*Information shown*.
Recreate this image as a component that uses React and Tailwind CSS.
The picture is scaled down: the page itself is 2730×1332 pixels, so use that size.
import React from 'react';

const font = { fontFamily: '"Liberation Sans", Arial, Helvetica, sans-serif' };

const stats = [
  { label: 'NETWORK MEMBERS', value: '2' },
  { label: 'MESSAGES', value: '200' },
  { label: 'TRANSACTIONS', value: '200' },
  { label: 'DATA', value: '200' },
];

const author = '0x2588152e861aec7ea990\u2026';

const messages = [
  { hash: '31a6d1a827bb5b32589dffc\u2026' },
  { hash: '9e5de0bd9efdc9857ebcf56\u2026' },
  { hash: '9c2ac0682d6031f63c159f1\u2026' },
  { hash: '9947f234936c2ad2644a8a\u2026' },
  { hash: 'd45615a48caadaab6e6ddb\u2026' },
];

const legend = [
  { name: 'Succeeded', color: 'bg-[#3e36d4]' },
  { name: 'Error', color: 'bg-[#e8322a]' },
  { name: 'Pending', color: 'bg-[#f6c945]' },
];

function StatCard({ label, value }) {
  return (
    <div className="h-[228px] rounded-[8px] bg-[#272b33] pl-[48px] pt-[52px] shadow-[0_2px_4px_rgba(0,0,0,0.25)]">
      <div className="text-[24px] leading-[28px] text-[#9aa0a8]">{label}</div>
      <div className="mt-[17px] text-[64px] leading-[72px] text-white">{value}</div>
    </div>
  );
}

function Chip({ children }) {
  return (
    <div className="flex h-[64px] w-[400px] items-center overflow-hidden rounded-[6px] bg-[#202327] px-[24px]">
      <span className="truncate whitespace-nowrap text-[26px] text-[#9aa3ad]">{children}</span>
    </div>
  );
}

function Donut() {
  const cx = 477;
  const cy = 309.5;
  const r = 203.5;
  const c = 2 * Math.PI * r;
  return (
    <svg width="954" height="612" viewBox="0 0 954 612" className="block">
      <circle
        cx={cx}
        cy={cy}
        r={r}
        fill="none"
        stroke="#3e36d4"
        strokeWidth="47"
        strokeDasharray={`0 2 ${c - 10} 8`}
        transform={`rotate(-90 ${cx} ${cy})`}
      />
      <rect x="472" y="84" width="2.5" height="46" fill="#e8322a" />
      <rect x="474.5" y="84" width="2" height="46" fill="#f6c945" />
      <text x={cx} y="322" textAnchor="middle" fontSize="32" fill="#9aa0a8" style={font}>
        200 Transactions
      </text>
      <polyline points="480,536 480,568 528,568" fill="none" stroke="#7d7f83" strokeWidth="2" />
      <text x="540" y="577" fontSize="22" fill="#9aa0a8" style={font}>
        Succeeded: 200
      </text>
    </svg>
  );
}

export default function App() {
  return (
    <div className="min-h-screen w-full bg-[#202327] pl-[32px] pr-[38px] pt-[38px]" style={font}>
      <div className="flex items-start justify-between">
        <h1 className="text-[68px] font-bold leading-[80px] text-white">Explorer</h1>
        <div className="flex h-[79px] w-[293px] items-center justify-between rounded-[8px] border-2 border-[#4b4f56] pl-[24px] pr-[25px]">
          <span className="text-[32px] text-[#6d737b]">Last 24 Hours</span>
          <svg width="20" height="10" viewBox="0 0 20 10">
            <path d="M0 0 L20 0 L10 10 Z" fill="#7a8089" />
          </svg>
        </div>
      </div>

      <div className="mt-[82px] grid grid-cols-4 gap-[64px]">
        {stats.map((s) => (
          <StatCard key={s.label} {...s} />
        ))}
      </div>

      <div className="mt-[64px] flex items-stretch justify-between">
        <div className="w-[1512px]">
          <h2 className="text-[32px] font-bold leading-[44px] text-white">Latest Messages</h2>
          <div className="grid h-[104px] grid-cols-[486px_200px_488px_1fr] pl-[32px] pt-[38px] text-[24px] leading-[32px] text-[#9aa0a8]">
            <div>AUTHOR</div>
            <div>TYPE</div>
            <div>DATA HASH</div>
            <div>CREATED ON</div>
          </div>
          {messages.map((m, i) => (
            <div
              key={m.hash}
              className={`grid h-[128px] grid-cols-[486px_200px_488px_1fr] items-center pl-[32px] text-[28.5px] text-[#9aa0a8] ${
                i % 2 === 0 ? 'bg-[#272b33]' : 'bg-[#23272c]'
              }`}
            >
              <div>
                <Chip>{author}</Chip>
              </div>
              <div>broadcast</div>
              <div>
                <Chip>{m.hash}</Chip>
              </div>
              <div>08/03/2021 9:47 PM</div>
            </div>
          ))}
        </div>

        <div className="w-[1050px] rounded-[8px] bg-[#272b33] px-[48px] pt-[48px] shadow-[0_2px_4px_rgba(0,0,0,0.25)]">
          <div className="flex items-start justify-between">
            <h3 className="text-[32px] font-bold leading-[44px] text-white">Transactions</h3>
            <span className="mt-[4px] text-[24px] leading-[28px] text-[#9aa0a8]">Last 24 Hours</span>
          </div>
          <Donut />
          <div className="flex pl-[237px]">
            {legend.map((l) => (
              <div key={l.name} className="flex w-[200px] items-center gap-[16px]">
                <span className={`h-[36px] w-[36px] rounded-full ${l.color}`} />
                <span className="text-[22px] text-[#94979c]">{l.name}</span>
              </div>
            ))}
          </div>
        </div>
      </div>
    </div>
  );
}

*Stated task*. Return every line above in which the string "React" occurs.

*Worked solution*.
Recreate this image as a component that uses React and Tailwind CSS.
import React from 'react';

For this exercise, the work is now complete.